Las primeras ocupaciones también son una escuela para captar el valor diferencial del trabajo bien hecho, ya que conectan directamente con una de las evidencias profesionales más sólidas: tratar las cosas con cuidado tiene un impacto directo en el resultado. Es lo que intentaba explicar el almirante estadounidense William McRaven cuando se plantó delante de 8.000 estudiantes universitarios para decirles: “si alguien no sabe hacerse bien la cama, no esperéis que haga bien las cosas grandes”. Y este valor, tan fácil de enunciar pero tan difícil de inculcar, se interioriza mucho mejor en trabajos de carácter operativo, donde la diferencia entre hacer un café con gracia o sin ella, montar una estantería recta o torcida, o atender a un cliente con empatía o indiferencia, se percibe de una manera inmediata y contundente. Es así como se entiende que la excelencia no depende del cargo, sino de la actitud con que afrontas cualquier tarea, por pequeña que sea. 

Por otro lado, en estos trabajos de verano, a menudo aparecen maestrías inesperadas que dejan una huella profunda. Son lecciones que no llegan de un plan de estudios, sino de personas experimentadas con ganas de transmitir su saber.
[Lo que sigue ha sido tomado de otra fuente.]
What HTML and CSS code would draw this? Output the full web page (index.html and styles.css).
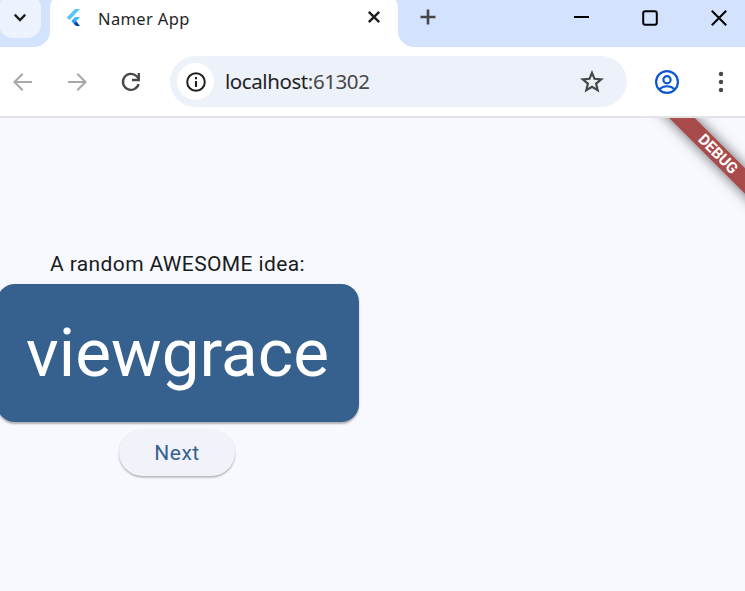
FILE: index.html
```html
<!DOCTYPE html>
<html lang="en">
<head>
<meta charset="utf-8">
<title>Namer App</title>
<link rel="stylesheet" href="styles.css">
</head>
<body>
<div class="window">
  <header class="titlebar">
    <div class="strip-left">
      <div class="tab-search"><svg width="14" height="10" viewBox="0 0 14 10"><path d="M1.7 1.7 7 7l5.3-5.3" fill="none" stroke="#1f1f1f" stroke-width="2.4"/></svg></div>
    </div>
    <div class="tab-slot">
      <div class="tab">
        <svg class="favicon" width="16" height="20" viewBox="0 0 16 20">
          <path d="M9 1h5L3.5 12 .8 9.5z" fill="#54c5f8"/>
          <path d="M9.2 9h4.8L9.7 13.4l1.3 1.4-2.5 2L5.5 13z" fill="#42b8f5"/>
          <path d="M5.5 13.2 8 10.8l2.6 2.5L8 15.8z" fill="#29a0ef"/>
          <path d="M7.8 15.8 10.4 13.6 14 18h-3.8z" fill="#01479b"/>
        </svg>
        <span class="tab-title">Namer App</span>
        <svg class="tab-close" width="14" height="14" viewBox="0 0 14 14"><path d="m1.8 1.8 10.4 10.4M12.2 1.8 1.8 12.2" stroke="#1f1f1f" stroke-width="2.4"/></svg>
      </div>
    </div>
    <div class="strip-right">
      <svg class="new-tab" width="16" height="16" viewBox="0 0 16 16"><path d="M8 .5v15M.5 8h15" stroke="#474747" stroke-width="2.6"/></svg>
      <svg class="minimize" width="15" height="2" viewBox="0 0 15 2"><path d="M0 1h15" stroke="#000" stroke-width="2"/></svg>
      <svg class="maximize" width="16" height="16" viewBox="0 0 16 16"><rect x="1.2" y="1.2" width="13.6" height="13.6" rx="2" fill="none" stroke="#000" stroke-width="2"/></svg>
      <svg class="close" width="16" height="16" viewBox="0 0 16 16"><path d="m.8.8 14.4 14.4M15.2.8.8 15.2" stroke="#000" stroke-width="2"/></svg>
    </div>
  </header>
  <nav class="toolbar">
    <svg class="back" width="20" height="18" viewBox="0 0 20 18"><path d="M19 9H2M9.7.8 1.5 9l8.2 8.2" fill="none" stroke="#a8a8a8" stroke-width="2.1"/></svg>
    <svg class="forward" width="20" height="18" viewBox="0 0 20 18"><path d="M1 9h17M10.3.8 18.5 9l-8.2 8.2" fill="none" stroke="#a8a8a8" stroke-width="2.1"/></svg>
    <svg class="reload" width="20" height="20" viewBox="0 0 20 20"><path d="M17.6 12.2A8 8 0 1 1 15.7 4.3L18 6.8" fill="none" stroke="#474747" stroke-width="2.3"/><path d="M17.8 1v7H11" fill="none" stroke="#474747" stroke-width="2.3"/></svg>
    <div class="omnibox">
      <div class="site-info"><svg width="20" height="20" viewBox="0 0 20 20"><circle cx="10" cy="10" r="8.8" fill="none" stroke="#1f1f1f" stroke-width="2"/><path d="M10 9v6M10 5v2.2" stroke="#1f1f1f" stroke-width="2.1"/></svg></div>
      <div class="url">localhost<span class="port">:61302</span></div>
      <svg class="star" width="24" height="23" viewBox="0 0 24 23"><path d="m12 2.8 2.5 6 6.7.6-5.1 4.3 1.6 6.4-5.7-3.4-5.7 3.4 1.6-6.4-5.1-4.3 6.7-.6z" fill="none" stroke="#474747" stroke-width="2.2"/></svg>
    </div>
    <svg class="profile" width="26" height="26" viewBox="0 0 26 26"><g fill="none" stroke="#0b57d0" stroke-width="2.2"><circle cx="13" cy="13" r="10.9"/><circle cx="13" cy="10.7" r="3.6"/><path d="M5.3 20.3c4.2-4.1 11.2-4.1 15.4 0"/></g></svg>
    <svg class="menu" width="6" height="22" viewBox="0 0 6 22"><g fill="#474747"><circle cx="3" cy="3" r="2.2"/><circle cx="3" cy="11" r="2.2"/><circle cx="3" cy="19" r="2.2"/></g></svg>
  </nav>
  <main class="page">
    <div class="banner">DEBUG</div>
    <div class="column">
      <p class="label">A random AWESOME idea:</p>
      <div class="card">viewgrace</div>
      <button class="next">Next</button>
    </div>
  </main>
</div>
</body>
</html>
```
FILE: styles.css
```css
* { box-sizing: border-box; }
body { margin: 0; background: #fff; }
svg { display: block; flex: none; }
.window { width: 745px; height: 591px; display: flex; flex-direction: column; overflow: hidden; }

.titlebar { display: flex; height: 47px; flex: none; overflow: hidden; background: #fff; }
.strip-left { width: 50px; background: #d3e3fd; border-bottom-right-radius: 16px; }
.tab-search { width: 42px; height: 44px; margin: -6px 0 0 -1px; border-radius: 14px; background: #ecf3fe; display: flex; align-items: center; justify-content: center; padding-top: 3px; }
.tab-slot { width: 348px; background: #d3e3fd; }
.tab { height: 54px; margin-top: -7px; padding: 0 17px 0 16px; border-radius: 15px 15px 0 0; background: #fff; display: flex; align-items: center; font-family: "Noto Sans", sans-serif; font-size: 16.5px; letter-spacing: .35px; color: #1f1f1f; }
.favicon { margin-top: -5px; }
.tab-title { flex: 1; margin: -4px 0 0 16px; white-space: nowrap; }
.tab-close { margin-top: -6px; }
.strip-right { flex: 1; display: flex; align-items: center; background: #d3e3fd; border-bottom-left-radius: 16px; padding: 0 18px 11px 22px; }
.new-tab { margin-top: -2px; }
.minimize { margin-left: 138px; margin-top: -2px; }
.maximize { margin-left: 53px; }
.close { margin-left: auto; }

.toolbar { height: 71px; flex: none; display: flex; align-items: center; background: #fff; border-bottom: 2px solid #e2e3e3; padding: 0 21px 0 13px; }
.forward { margin-left: 34px; }
.reload { margin-left: 34px; }
.omnibox { width: 457px; height: 51px; margin-left: 29px; border-radius: 26px; background: #ecf1fa; display: flex; align-items: center; padding: 0 23px 0 7px; }
.site-info { width: 37px; height: 37px; border-radius: 50%; background: #fff; display: flex; align-items: center; justify-content: center; }
.url { flex: 1; margin: -1px 0 0 11px; font: 20.5px "Noto Sans", sans-serif; letter-spacing: -.42px; color: #1f1f1f; }
.port { color: #474747; }
.profile { margin-left: 27px; }
.menu { margin-left: auto; }

.page { position: relative; flex: 1; overflow: hidden; background: #f8f9ff; font-family: Roboto, sans-serif; }
.banner { position: absolute; left: 618px; top: 27px; width: 200px; height: 18px; transform: rotate(45deg); background: #a94b4b; box-shadow: 0 0 14px rgba(0, 0, 0, .6); color: #fff; font-size: 15.3px; line-height: 18px; font-weight: 700; text-align: center; }
.column { width: 361px; margin-left: -3px; padding-top: 134px; display: flex; flex-direction: column; align-items: center; }
.label { margin: 0; height: 32px; line-height: 24px; font-size: 21px; letter-spacing: .375px; color: #191c20; white-space: nowrap; }
.card { width: 362px; height: 138px; border-radius: 18px; background: #36618e; color: #fff; font-size: 67.5px; line-height: 138px; text-align: center; box-shadow: 0 1.5px 2px rgba(0, 0, 0, .3); }
.next { width: 116px; height: 47px; margin-top: 7px; margin-right: 1px; padding: 0; border: 0; border-radius: 24px; background: #f2f3fa; color: #36618e; font: 400 21px Roboto, sans-serif; letter-spacing: .5px; box-shadow: 0 1.5px 2px rgba(0, 0, 0, .3); }
```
Es aquel tendero que te descubre pequeños trucos para mejorar los procesos. O el monitor del centro de verano que te hace entender que los niños no buscan superhéroes, sino referentes coherentes y cercanos. O aquel jefe de obra que te enseña que el orden de los factores sí que puede alterar el producto final. Sea cual sea el rol, en todos estos casos se pone en circulación una ética profesional basada en el compromiso, el respeto y la responsabilidad. De este modo, a través de gestos cotidianos y frases sencillas, se construyen las primeras convicciones sólidas sobre qué significa trabajar bien. 

Pero quizás el aprendizaje más evidente (y a la vez más determinante para cualquier trayectoria profesional) es que estos primeros trabajos ayudan a interiorizar la cultura del esfuerzo. Sirven para entender que las cosas cuestan, que nada llega solo, y que sólo con constancia y dedicación se pueden obtener resultados. Una vez adquirida esta conciencia, hace que sea mucho más difícil que se caigan los anillos para realizar según qué tareas, inyectando una capacidad de adaptación que se convierte en clave. Asimismo, estos valores vinculados a la humildad también ayudan a rebajar expectativas y a cultivar la paciencia, dos habilidades imprescindibles en un contexto donde la frustración se está convirtiendo en el enemigo principal de toda una generación. 

Mi tío es la persona que tuvo el atrevimiento de darme aquel primer trabajo de recolector de manzanas en l’Urgell. Pero asegura que la cosa ha cambiado. Y que ahora es muy difícil encontrar jóvenes que dediquen buena parte del verano a trabajar en el campo. ¡Qué lástima! Porque aquellas primeras experiencias no sólo aportan un puñado de aprendizajes de valor incalculable sino que, además, dejan un recuerdo fantásticamente positivo en la memoria.